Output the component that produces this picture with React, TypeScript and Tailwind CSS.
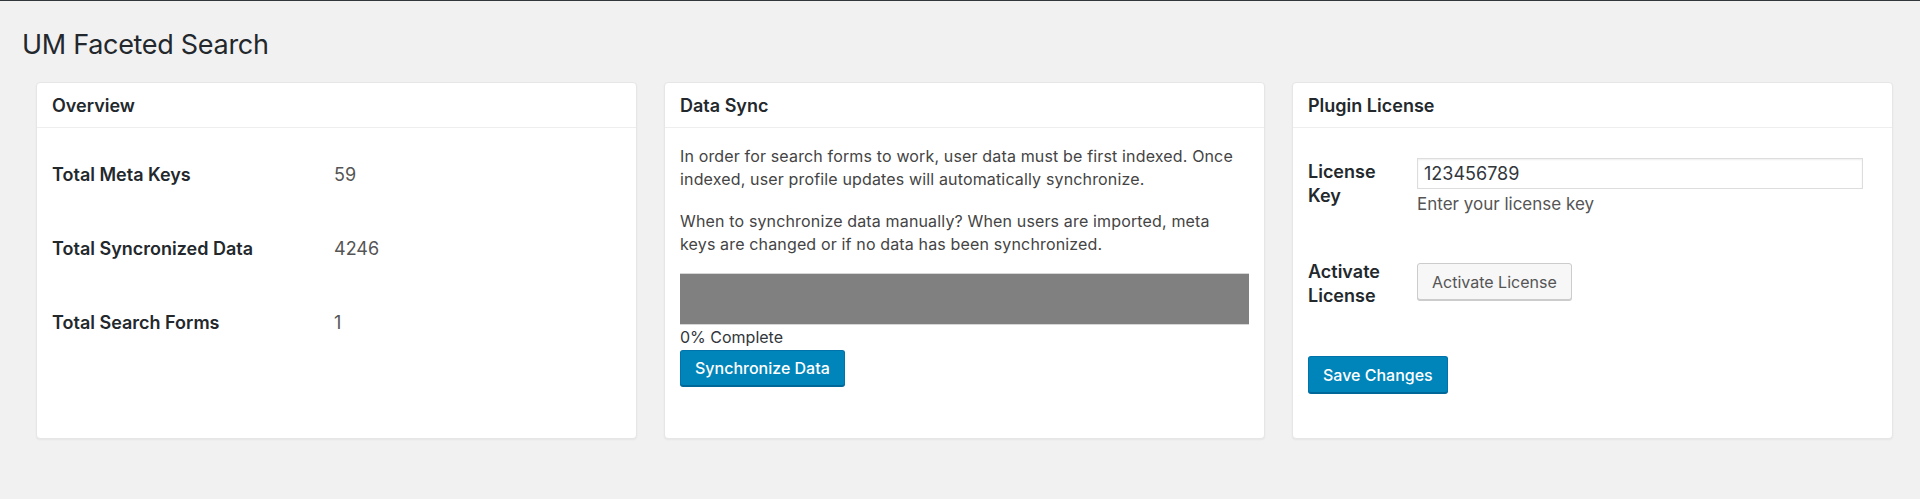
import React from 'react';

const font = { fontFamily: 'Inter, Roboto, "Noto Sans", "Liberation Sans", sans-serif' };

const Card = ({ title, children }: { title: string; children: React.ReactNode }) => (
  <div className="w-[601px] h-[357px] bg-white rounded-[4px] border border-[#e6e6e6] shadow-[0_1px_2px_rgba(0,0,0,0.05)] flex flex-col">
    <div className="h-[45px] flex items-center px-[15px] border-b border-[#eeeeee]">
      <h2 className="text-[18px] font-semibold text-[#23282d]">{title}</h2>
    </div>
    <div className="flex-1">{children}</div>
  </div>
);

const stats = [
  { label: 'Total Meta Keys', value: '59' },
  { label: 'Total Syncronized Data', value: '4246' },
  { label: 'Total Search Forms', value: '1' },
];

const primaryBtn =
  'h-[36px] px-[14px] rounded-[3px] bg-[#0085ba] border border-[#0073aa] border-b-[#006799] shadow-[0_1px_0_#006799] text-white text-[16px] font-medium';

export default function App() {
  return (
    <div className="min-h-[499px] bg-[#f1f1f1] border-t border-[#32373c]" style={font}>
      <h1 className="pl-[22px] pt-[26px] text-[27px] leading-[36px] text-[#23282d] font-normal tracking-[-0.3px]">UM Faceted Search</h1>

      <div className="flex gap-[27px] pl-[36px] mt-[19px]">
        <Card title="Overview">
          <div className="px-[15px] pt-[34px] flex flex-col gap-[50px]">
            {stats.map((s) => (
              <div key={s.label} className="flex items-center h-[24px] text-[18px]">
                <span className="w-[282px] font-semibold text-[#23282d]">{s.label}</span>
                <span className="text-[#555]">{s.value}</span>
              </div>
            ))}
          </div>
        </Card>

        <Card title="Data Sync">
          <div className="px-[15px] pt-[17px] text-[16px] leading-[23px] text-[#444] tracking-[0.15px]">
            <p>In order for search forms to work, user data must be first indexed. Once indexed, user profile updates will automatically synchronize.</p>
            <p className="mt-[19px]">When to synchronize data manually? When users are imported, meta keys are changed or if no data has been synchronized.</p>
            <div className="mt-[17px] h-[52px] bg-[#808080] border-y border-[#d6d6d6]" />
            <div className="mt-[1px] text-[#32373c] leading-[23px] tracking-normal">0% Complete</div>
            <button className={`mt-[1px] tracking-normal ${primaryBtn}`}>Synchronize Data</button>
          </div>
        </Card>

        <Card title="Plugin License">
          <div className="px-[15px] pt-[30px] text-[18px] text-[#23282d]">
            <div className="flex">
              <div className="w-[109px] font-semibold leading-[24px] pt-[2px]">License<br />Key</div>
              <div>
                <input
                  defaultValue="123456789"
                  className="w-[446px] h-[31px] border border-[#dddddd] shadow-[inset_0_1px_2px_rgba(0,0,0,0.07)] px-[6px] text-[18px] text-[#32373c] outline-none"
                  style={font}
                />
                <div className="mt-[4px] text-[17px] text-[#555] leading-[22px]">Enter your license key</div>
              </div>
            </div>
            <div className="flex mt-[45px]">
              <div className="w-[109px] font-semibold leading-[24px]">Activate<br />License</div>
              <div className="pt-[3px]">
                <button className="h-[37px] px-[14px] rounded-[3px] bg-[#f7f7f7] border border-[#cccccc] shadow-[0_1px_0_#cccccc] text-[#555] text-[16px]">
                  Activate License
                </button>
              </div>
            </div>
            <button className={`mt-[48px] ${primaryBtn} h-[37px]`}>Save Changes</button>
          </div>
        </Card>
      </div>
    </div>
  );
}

────────

◆ INSTRUCTION:
Without the pictures, print the whole listing exactly as given.

◆ EXERCISE SOLUTION:
Output the component that produces this picture with React, TypeScript and Tailwind CSS.
import React from 'react';

const font = { fontFamily: 'Inter, Roboto, "Noto Sans", "Liberation Sans", sans-serif' };

const Card = ({ title, children }: { title: string; children: React.ReactNode }) => (
  <div className="w-[601px] h-[357px] bg-white rounded-[4px] border border-[#e6e6e6] shadow-[0_1px_2px_rgba(0,0,0,0.05)] flex flex-col">
    <div className="h-[45px] flex items-center px-[15px] border-b border-[#eeeeee]">
      <h2 className="text-[18px] font-semibold text-[#23282d]">{title}</h2>
    </div>
    <div className="flex-1">{children}</div>
  </div>
);

const stats = [
  { label: 'Total Meta Keys', value: '59' },
  { label: 'Total Syncronized Data', value: '4246' },
  { label: 'Total Search Forms', value: '1' },
];

const primaryBtn =
  'h-[36px] px-[14px] rounded-[3px] bg-[#0085ba] border border-[#0073aa] border-b-[#006799] shadow-[0_1px_0_#006799] text-white text-[16px] font-medium';

export default function App() {
  return (
    <div className="min-h-[499px] bg-[#f1f1f1] border-t border-[#32373c]" style={font}>
      <h1 className="pl-[22px] pt-[26px] text-[27px] leading-[36px] text-[#23282d] font-normal tracking-[-0.3px]">UM Faceted Search</h1>

      <div className="flex gap-[27px] pl-[36px] mt-[19px]">
        <Card title="Overview">
          <div className="px-[15px] pt-[34px] flex flex-col gap-[50px]">
            {stats.map((s) => (
              <div key={s.label} className="flex items-center h-[24px] text-[18px]">
                <span className="w-[282px] font-semibold text-[#23282d]">{s.label}</span>
                <span className="text-[#555]">{s.value}</span>
              </div>
            ))}
          </div>
        </Card>

        <Card title="Data Sync">
          <div className="px-[15px] pt-[17px] text-[16px] leading-[23px] text-[#444] tracking-[0.15px]">
            <p>In order for search forms to work, user data must be first indexed. Once indexed, user profile updates will automatically synchronize.</p>
            <p className="mt-[19px]">When to synchronize data manually? When users are imported, meta keys are changed or if no data has been synchronized.</p>
            <div className="mt-[17px] h-[52px] bg-[#808080] border-y border-[#d6d6d6]" />
            <div className="mt-[1px] text-[#32373c] leading-[23px] tracking-normal">0% Complete</div>
            <button className={`mt-[1px] tracking-normal ${primaryBtn}`}>Synchronize Data</button>
          </div>
        </Card>

        <Card title="Plugin License">
          <div className="px-[15px] pt-[30px] text-[18px] text-[#23282d]">
            <div className="flex">
              <div className="w-[109px] font-semibold leading-[24px] pt-[2px]">License<br />Key</div>
              <div>
                <input
                  defaultValue="123456789"
                  className="w-[446px] h-[31px] border border-[#dddddd] shadow-[inset_0_1px_2px_rgba(0,0,0,0.07)] px-[6px] text-[18px] text-[#32373c] outline-none"
                  style={font}
                />
                <div className="mt-[4px] text-[17px] text-[#555] leading-[22px]">Enter your license key</div>
              </div>
            </div>
            <div className="flex mt-[45px]">
              <div className="w-[109px] font-semibold leading-[24px]">Activate<br />License</div>
              <div className="pt-[3px]">
                <button className="h-[37px] px-[14px] rounded-[3px] bg-[#f7f7f7] border border-[#cccccc] shadow-[0_1px_0_#cccccc] text-[#555] text-[16px]">
                  Activate License
                </button>
              </div>
            </div>
            <button className={`mt-[48px] ${primaryBtn} h-[37px]`}>Save Changes</button>
          </div>
        </Card>
      </div>
    </div>
  );
}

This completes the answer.